§ GIVEN INSTRUCTION: Single out the lines that include the word "React". Copy them.

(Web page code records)

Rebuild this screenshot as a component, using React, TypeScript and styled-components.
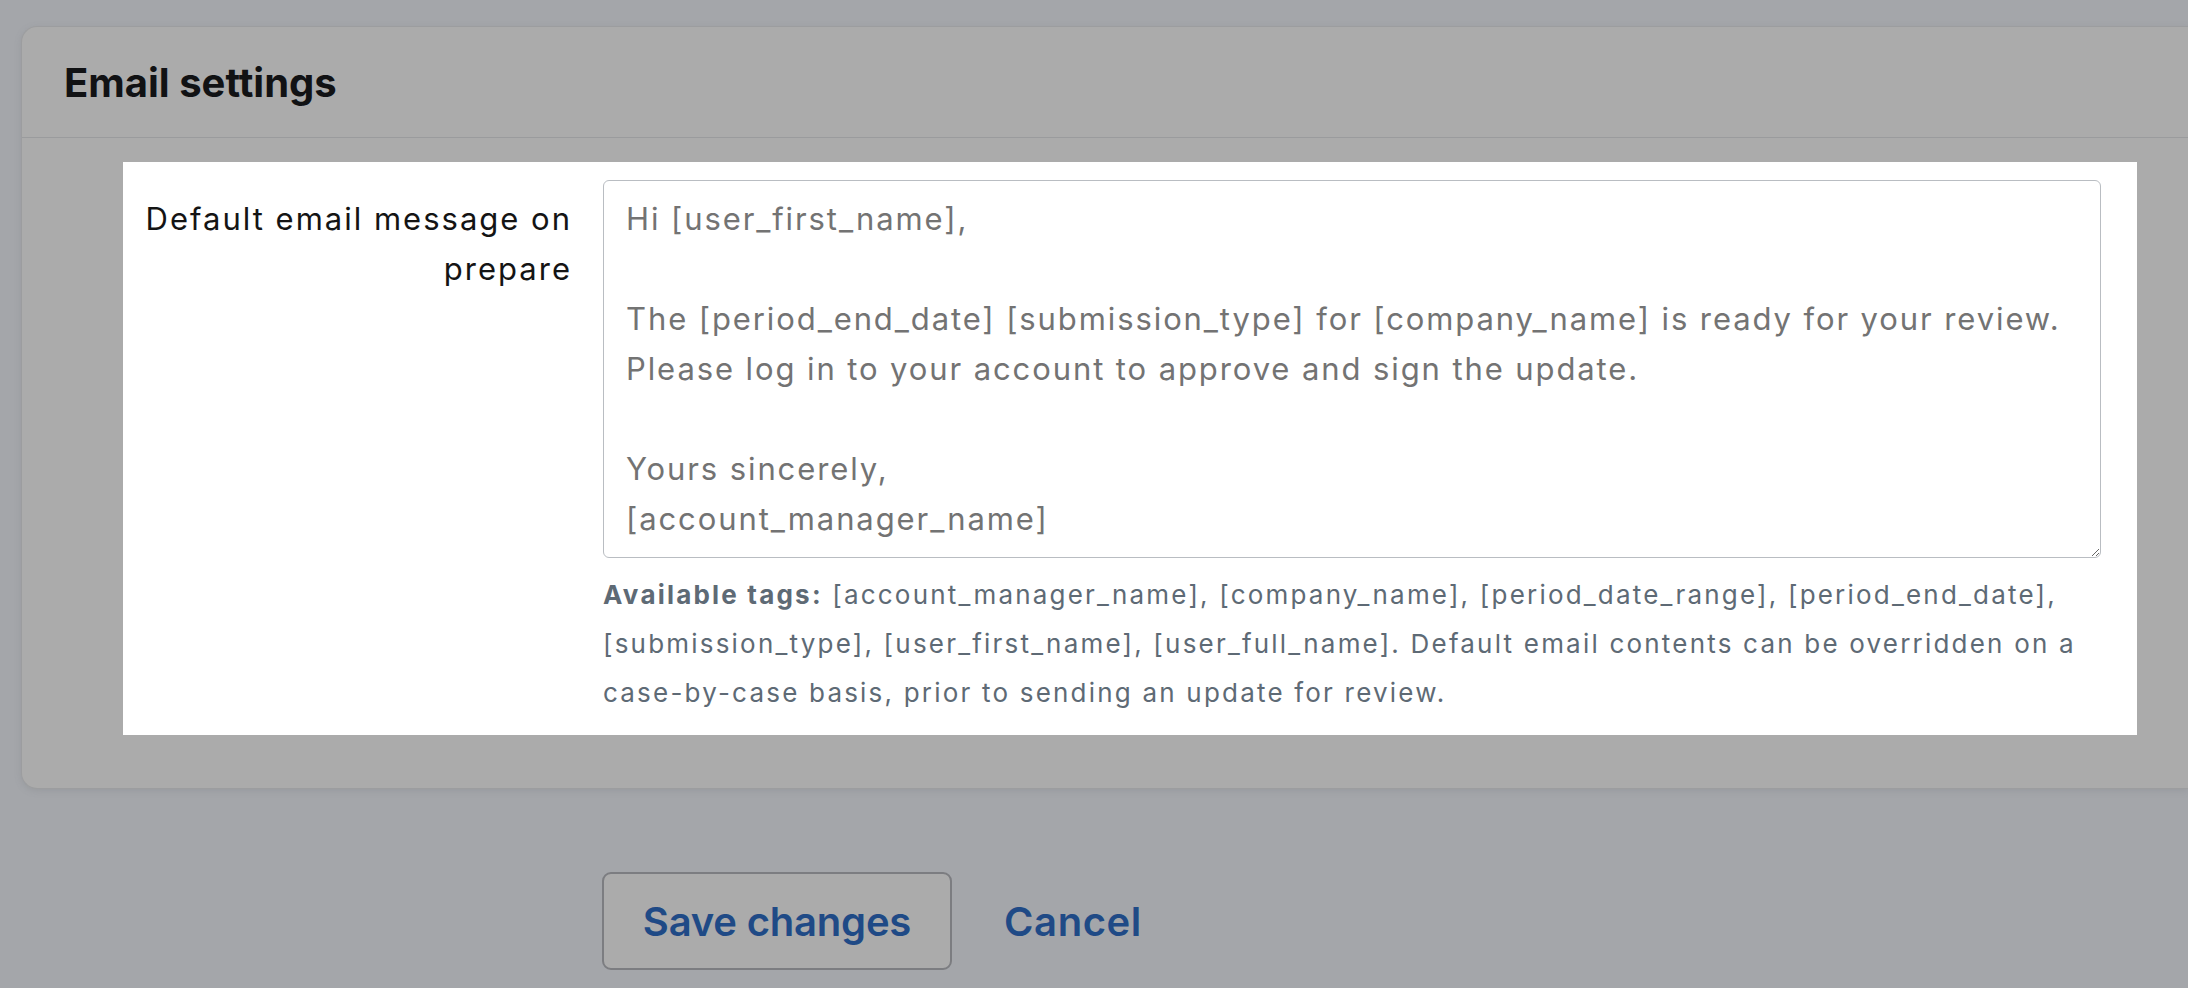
import React from 'react';
import styled, { createGlobalStyle } from 'styled-components';

const GlobalStyle = createGlobalStyle`
  html, body {
    margin: 0;
    padding: 0;
    background: #a4a6aa;
    overflow: hidden;
  }
  body {
    font-family: Inter, Lato, "Liberation Sans", sans-serif;
    color: #111;
  }
  * {
    box-sizing: border-box;
  }
`;

const Page = styled.div`
  padding: 26px 0 0 21px;
  min-height: 988px;
`;

const Card = styled.section`
  background: #ababab;
  border: 1px solid #9c9d9f;
  border-right: none;
  border-radius: 16px 0 0 16px;
  box-shadow: 0 2px 6px rgba(120, 122, 128, 0.25);
`;

const CardHeader = styled.div`
  display: flex;
  align-items: center;
  height: 111px;
  padding-left: 42px;
  border-bottom: 1px solid #9a9b9d;
`;

const Title = styled.h2`
  margin: 0;
  font-size: 40px;
  font-weight: 700;
  color: #111214;
`;

const CardBody = styled.div`
  padding: 24px 0 53px 101px;
`;

const FieldPanel = styled.div`
  display: grid;
  grid-template-columns: 449px 1498px;
  column-gap: 31px;
  width: 2014px;
  padding: 18px 36px 18px 0;
  background: #fff;
`;

const Label = styled.label`
  padding-top: 14px;
  text-align: right;
  font-size: 31px;
  line-height: 50px;
  letter-spacing: 2px;
  color: #141414;
`;

const Field = styled.div`
  display: flex;
  flex-direction: column;
`;

const MessageInput = styled.textarea`
  width: 100%;
  height: 378px;
  padding: 13px 8px 13px 22px;
  border: 1px solid #b9bdc2;
  border-radius: 6px;
  font-family: inherit;
  font-size: 31px;
  line-height: 50px;
  letter-spacing: 1.9px;
  color: #737373;
  background: #fff;
  outline: none;
  overflow: hidden;
`;

const HelpText = styled.p`
  margin: 12px 0 0;
  font-size: 26px;
  line-height: 49px;
  letter-spacing: 2.2px;
  color: #5e6a75;
  white-space: nowrap;

  strong {
    font-weight: 700;
  }
`;

const Actions = styled.div`
  display: flex;
  align-items: center;
  gap: 52px;
  padding: 83px 0 0 581px;
`;

const SaveButton = styled.button`
  width: 350px;
  height: 98px;
  border: 2px solid #7c7d81;
  border-radius: 9px;
  background: #ababab;
  color: #1f4a86;
  font-family: inherit;
  font-size: 40px;
  font-weight: 600;
  letter-spacing: -0.2px;
  cursor: pointer;
`;

const LinkButton = styled.button`
  padding: 0;
  border: none;
  background: none;
  color: #1f4a86;
  font-family: inherit;
  font-size: 40px;
  font-weight: 600;
  letter-spacing: 0.6px;
  cursor: pointer;
`;

const defaultMessage = `Hi [user_first_name],

The [period_end_date] [submission_type] for [company_name] is ready for your review.
Please log in to your account to approve and sign the update.

Yours sincerely,
[account_manager_name]`;

export default function App() {
  return (
    <>
      <GlobalStyle />
      <Page>
        <Card>
          <CardHeader>
            <Title>Email settings</Title>
          </CardHeader>
          <CardBody>
            <FieldPanel>
              <Label htmlFor="prepare-message">
                Default email message on
                <br />
                prepare
              </Label>
              <Field>
                <MessageInput id="prepare-message" defaultValue={defaultMessage} />
                <HelpText>
                  <strong>Available tags:</strong> [account_manager_name], [company_name],
                  [period_date_range], [period_end_date],
                  <br />
                  [submission_type], [user_first_name], [user_full_name]. Default email contents
                  can be overridden on a
                  <br />
                  case-by-case basis, prior to sending an update for review.
                </HelpText>
              </Field>
            </FieldPanel>
          </CardBody>
        </Card>
        <Actions>
          <SaveButton type="button">Save changes</SaveButton>
          <LinkButton type="button">Cancel</LinkButton>
        </Actions>
      </Page>
    </>
  );
}
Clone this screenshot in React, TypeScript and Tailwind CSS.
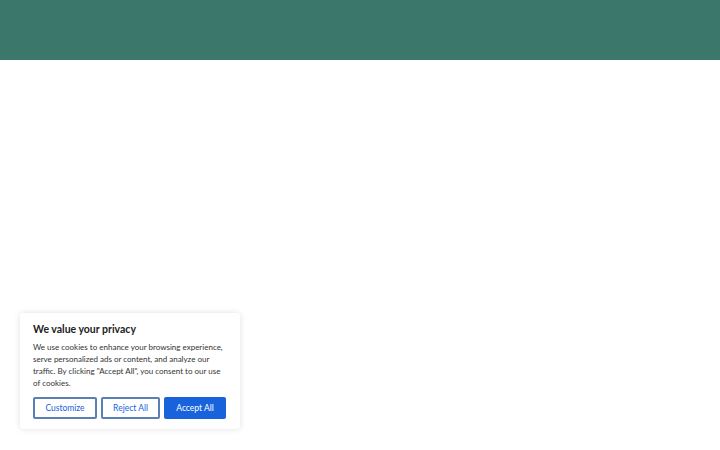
export default function App() {
  return (
    <div className="relative h-[450px] w-[720px] overflow-hidden bg-white font-['Lato',sans-serif]">
      <header className="h-[60px] w-full bg-[#3b776b]" />

      <div className="absolute left-[20px] top-[313px] w-[220px] rounded-[3px] bg-white px-[13px] pb-[10px] pt-[9px] shadow-[0_0_6px_rgba(0,0,0,0.12)]">
        <p className="text-[10.5px] font-bold leading-[14px] text-[#212121]">We value your privacy</p>
        <p className="mt-[5px] whitespace-nowrap text-[8px] leading-[12px] text-[#333]">
          We use cookies to enhance your browsing experience,
          <br />
          serve personalized ads or content, and analyze our
          <br />
          traffic. By clicking "Accept All", you consent to our use
          <br />
          of cookies.
        </p>
        <div className="mt-[8px] flex gap-[4px]">
          <button className="h-[22px] w-[64px] rounded-[2px] border-[2px] border-[#5a7fb5] bg-white text-[8.5px] text-[#1863dc]">
            Customize
          </button>
          <button className="h-[22px] w-[59px] rounded-[2px] border-[2px] border-[#5a7fb5] bg-white text-[8.5px] text-[#1863dc]">
            Reject All
          </button>
          <button className="h-[22px] w-[62px] rounded-[2px] border-[2px] border-[#1863dc] bg-[#1863dc] text-[8.5px] text-white">
            Accept All
          </button>
        </div>
      </div>
    </div>
  );
}
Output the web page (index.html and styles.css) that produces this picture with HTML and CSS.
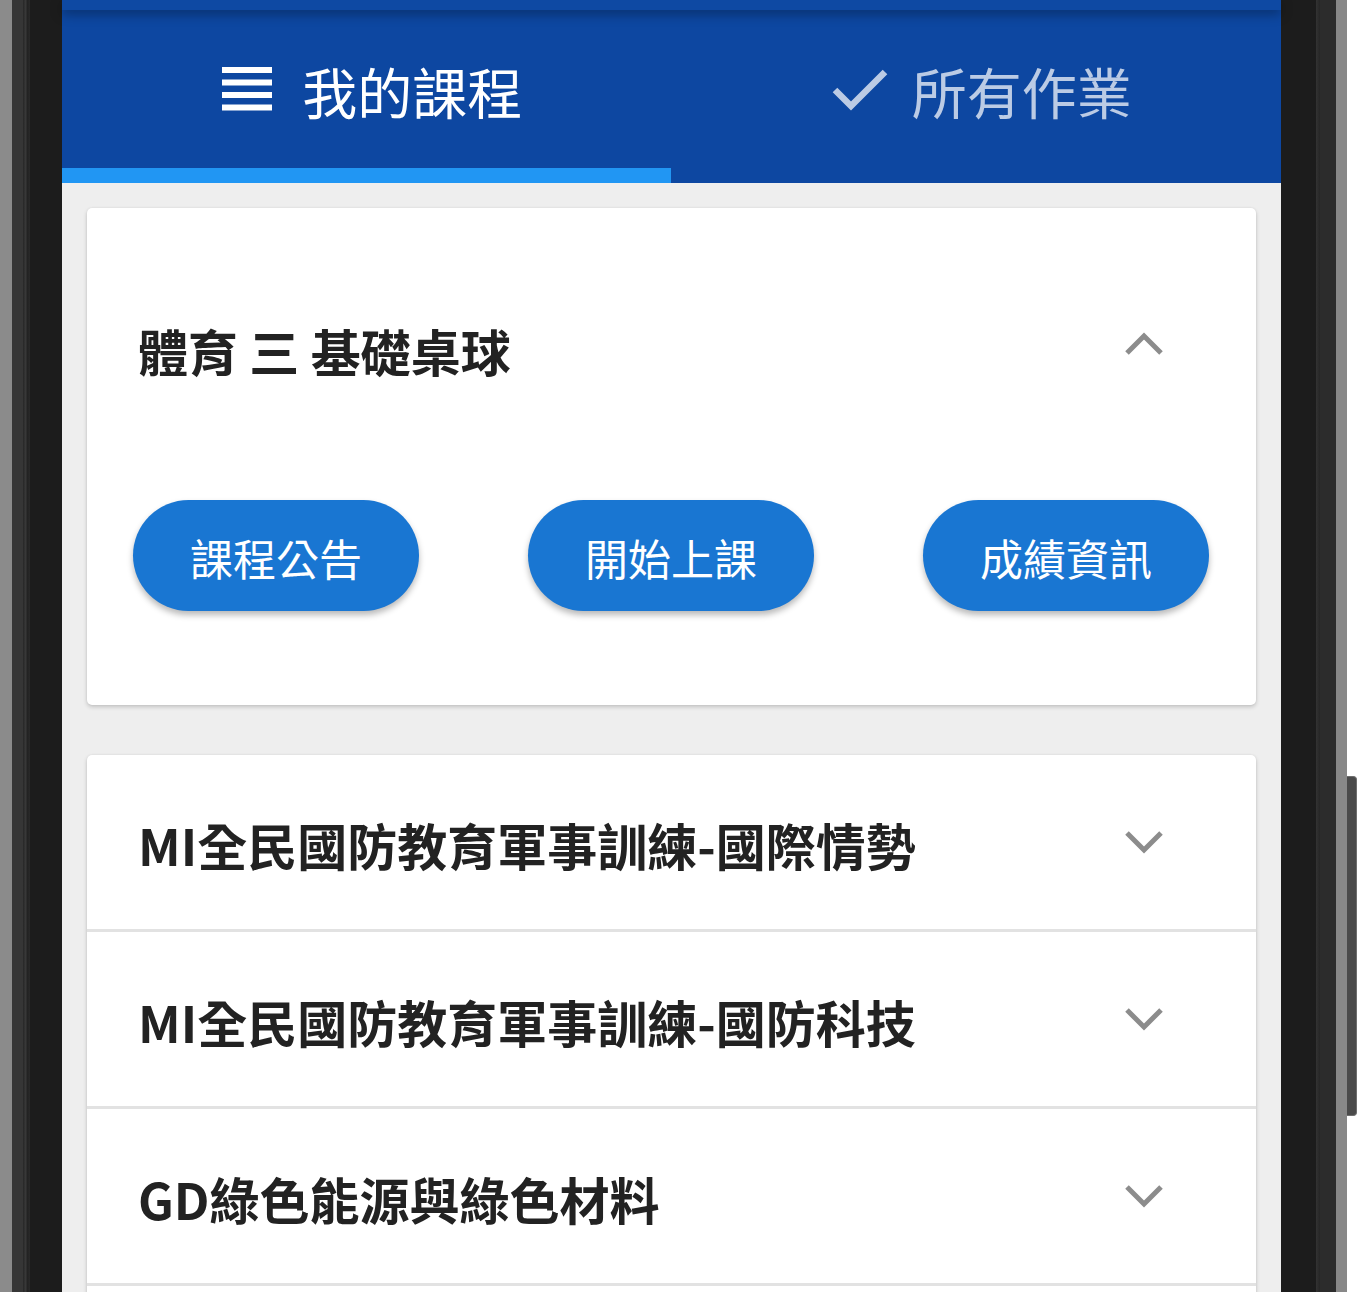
FILE: index.html
```html
<!DOCTYPE html>
<html lang="zh-Hant">
<head>
<meta charset="utf-8">
<title>我的課程</title>
<link rel="stylesheet" href="styles.css">
</head>
<body>
<div class="device">
  <div class="frame-left">
    <div class="fl-gray"></div>
    <div class="fl-mid"></div>
    <div class="fl-line"></div>
    <div class="fl-dark"></div>
  </div>
  <div class="screen">
    <header class="appbar">
      <div class="status"></div>
      <nav class="tabs">
        <div class="tab active">
          <svg class="tab-icon" width="50" height="44" viewBox="0 0 50 44">
            <rect x="0" y="0" width="50" height="6" fill="#fff"/>
            <rect x="0" y="12.5" width="50" height="6" fill="#fff"/>
            <rect x="0" y="25" width="50" height="6" fill="#fff"/>
            <rect x="0" y="37.5" width="50" height="6" fill="#fff"/>
          </svg>
          <span class="tab-label">我的課程</span>
        </div>
        <div class="tab">
          <svg class="tab-icon" width="56" height="44" viewBox="0 0 56 44">
            <path d="M3 23 L19 39 L53 5" fill="none" stroke="rgba(255,255,255,0.72)" stroke-width="6.5"/>
          </svg>
          <span class="tab-label">所有作業</span>
        </div>
      </nav>
      <div class="indicator-track"><div class="indicator"></div></div>
    </header>
    <main class="content">
      <section class="card">
        <div class="card-head">
          <h2 class="course-title">體育 三 基礎桌球</h2>
          <svg class="chev" width="40" height="24" viewBox="0 0 40 24">
            <path d="M3 21 L20 4 L37 21" fill="none" stroke="#8c8c8c" stroke-width="5"/>
          </svg>
        </div>
        <div class="actions">
          <button class="pill">課程公告</button>
          <button class="pill">開始上課</button>
          <button class="pill">成績資訊</button>
        </div>
      </section>
      <section class="card list">
        <div class="row">
          <h2 class="course-title">MI全民國防教育軍事訓練-國際情勢</h2>
          <svg class="chev" width="40" height="24" viewBox="0 0 40 24">
            <path d="M3 3 L20 20 L37 3" fill="none" stroke="#8c8c8c" stroke-width="5"/>
          </svg>
        </div>
        <div class="row">
          <h2 class="course-title">MI全民國防教育軍事訓練-國防科技</h2>
          <svg class="chev" width="40" height="24" viewBox="0 0 40 24">
            <path d="M3 3 L20 20 L37 3" fill="none" stroke="#8c8c8c" stroke-width="5"/>
          </svg>
        </div>
        <div class="row">
          <h2 class="course-title">GD綠色能源與綠色材料</h2>
          <svg class="chev" width="40" height="24" viewBox="0 0 40 24">
            <path d="M3 3 L20 20 L37 3" fill="none" stroke="#8c8c8c" stroke-width="5"/>
          </svg>
        </div>
        <div class="row"></div>
      </section>
    </main>
  </div>
  <div class="frame-right">
    <div class="fr-dark"></div>
    <div class="fr-line"></div>
    <div class="fr-mid"></div>
    <div class="fr-gray"></div>
    <div class="fr-white">
      <div class="side-button"></div>
    </div>
  </div>
</div>
</body>
</html>
```

FILE: styles.css
```css
html, body {
  margin: 0;
  padding: 0;
  height: 1292px;
  overflow: hidden;
  background: #ffffff;
}

body {
  font-family: "Noto Sans CJK TC", "Noto Sans", sans-serif;
}

.device {
  display: flex;
  height: 1292px;
  width: 1359px;
}

/* ---------- phone frame ---------- */
.frame-left {
  display: flex;
  width: 62px;
  flex: none;
}
.fl-gray { width: 12px; background: #8b8b8b; }
.fl-mid { width: 11px; background: #363636; }
.fl-line { width: 7px; background: linear-gradient(90deg, #262626, #3a3a3a 40%, #222 60%, #2a2a2a); }
.fl-dark { flex: 1; background: #1c1c1c; }

.frame-right {
  display: flex;
  width: 78px;
  flex: none;
}
.fr-dark { width: 35px; background: #1c1c1c; }
.fr-line { width: 4px; background: linear-gradient(90deg, #333, #262626); }
.fr-mid { width: 16px; background: #2c2c2c; }
.fr-gray { width: 11px; background: #888888; }
.fr-white {
  flex: 1;
  background: #ffffff;
  position: relative;
}
.side-button {
  position: absolute;
  left: 0;
  top: 776px;
  width: 10px;
  height: 340px;
  background: #4a4a4a;
  border: 1px solid #6e6e6e;
  border-left: none;
  border-radius: 0 4px 4px 0;
  box-sizing: border-box;
}

/* ---------- screen ---------- */
.screen {
  flex: none;
  width: 1219px;
  display: flex;
  flex-direction: column;
  background: #eeeeee;
}

.appbar {
  background: #0d47a1;
  flex: none;
  display: flex;
  flex-direction: column;
}
.status {
  height: 10px;
  background: #0e49a3;
  box-shadow: 0 4px 12px rgba(0, 0, 0, 0.35);
  position: relative;
  z-index: 1;
}
.tabs {
  display: flex;
  height: 158px;
}
.tab {
  flex: 1;
  display: flex;
  align-items: center;
  justify-content: center;
  gap: 24px;
  padding-left: 11px;
  color: rgba(255, 255, 255, 0.72);
}
.tab.active {
  color: #ffffff;
  gap: 30px;
}
.tab-icon {
  display: block;
  flex: none;
}
.tab-label {
  font-size: 55px;
  font-weight: 400;
  line-height: 1;
  letter-spacing: 0;
  position: relative;
  top: 1px;
}
.indicator-track {
  height: 15px;
  display: flex;
}
.indicator {
  width: 609px;
  background: #2196f3;
}

/* ---------- content ---------- */
.content {
  padding: 25px 25px 0;
  display: flex;
  flex-direction: column;
  gap: 50px;
}

.card {
  background: #ffffff;
  border-radius: 5px;
  box-shadow: 0 2px 4px rgba(0, 0, 0, 0.18), 0 0 2px rgba(0, 0, 0, 0.08);
}

.card-head {
  height: 284px;
  display: flex;
  align-items: center;
  justify-content: space-between;
  padding: 0 92px 0 51px;
}
.card-head .chev {
  position: relative;
  top: -6px;
}

.course-title {
  margin: 0;
  font-size: 50px;
  font-weight: 700;
  color: #222222;
  line-height: 1.2;
  letter-spacing: 0;
}

.chev {
  display: block;
  flex: none;
}

.actions {
  display: flex;
  justify-content: space-between;
  padding: 8px 47px 94px 46px;
}
.pill {
  width: 286px;
  height: 111px;
  border: none;
  border-radius: 56px;
  background: #1976d2;
  color: #ffffff;
  font-family: "Noto Sans CJK TC", "Noto Sans", sans-serif;
  font-size: 43px;
  font-weight: 400;
  box-shadow: 0 4px 6px rgba(0, 0, 0, 0.28);
  padding: 0;
  padding-top: 2px;
}

.list .row {
  height: 174px;
  display: flex;
  align-items: center;
  justify-content: space-between;
  padding: 0 92px 0 51px;
  border-bottom: 3px solid #e2e2e2;
}
.list .row .course-title {
  position: relative;
  top: 2px;
}
.list .row:last-child {
  border-bottom: none;
}
```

§ FULL OUTPUT:
Rebuild this screenshot as a component, using React, TypeScript and styled-components.
import React from 'react';
Clone this screenshot in React, TypeScript and Tailwind CSS.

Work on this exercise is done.